Effective teams translate these insights into new habits. Leadership meetings become more structured, priorities are communicated more clearly, and disagreements are addressed earlier rather than allowed to accumulate. Small adjustments in operating rhythm often produce disproportionately large improvements in collaboration.

In this sense, team building should be seen not as a temporary break from work but as an opportunity to refine how work happens.

Final Thoughts

Organisations bring their teams together because they recognise that relationships matter. Yet the real potential of these gatherings lies deeper than shared experiences or improved morale. When leaders use these moments to reflect on how they collaborate, clarify expectations, and align their understanding of strategy, team building becomes something far more valuable.

It becomes a moment where leadership itself evolves.

Frequently Asked Questions

Why do many team-building events fail to improve collaboration?

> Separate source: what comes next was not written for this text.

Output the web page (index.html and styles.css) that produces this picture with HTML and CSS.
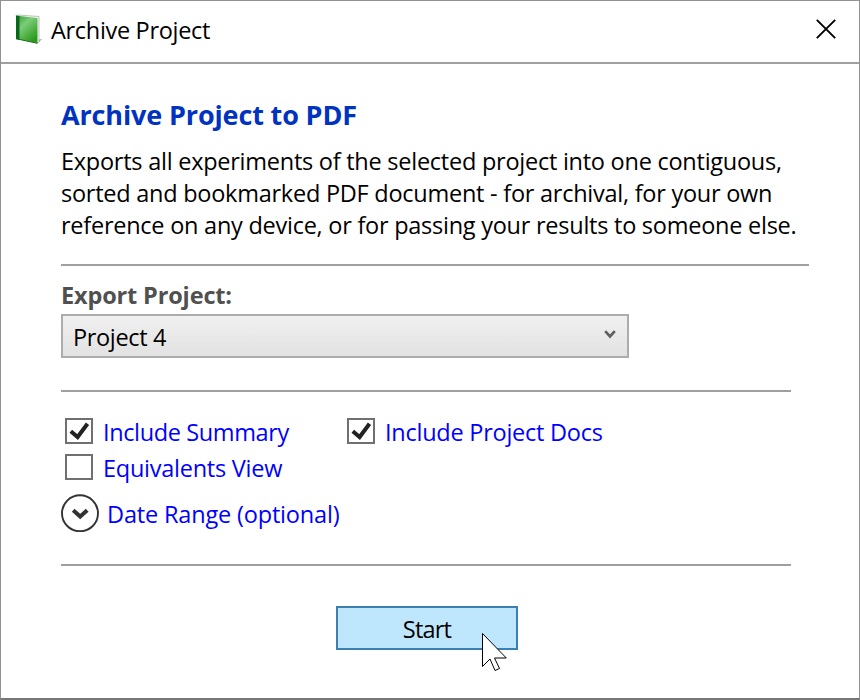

Most focus on activities rather than the underlying dynamics of leadership collaboration. Without discussing decision-making, responsibilities, and priorities, team behaviour rarely changes.

What makes team building productive for leadership teams?

Productive team building creates structured conversations about how the leadership team works together. It clarifies expectations, decision ownership, and alignment around priorities.

How does coaching improve team gatherings?

Coaching introduces structured reflection that leadership teams rarely create themselves. It helps surface assumptions, clarify collaboration patterns, and strengthen trust.

How often should leadership teams organise reflective gatherings or offsites?

Most organisations benefit from one or two structured leadership gatherings per year. The real impact comes when insights from these sessions translate into everyday leadership routines.

What is the main benefit of bringing leadership teams together intentionally?

It creates clarity around how leaders collaborate and make decisions. When expectations are aligned, teams operate faster and with fewer internal frictions.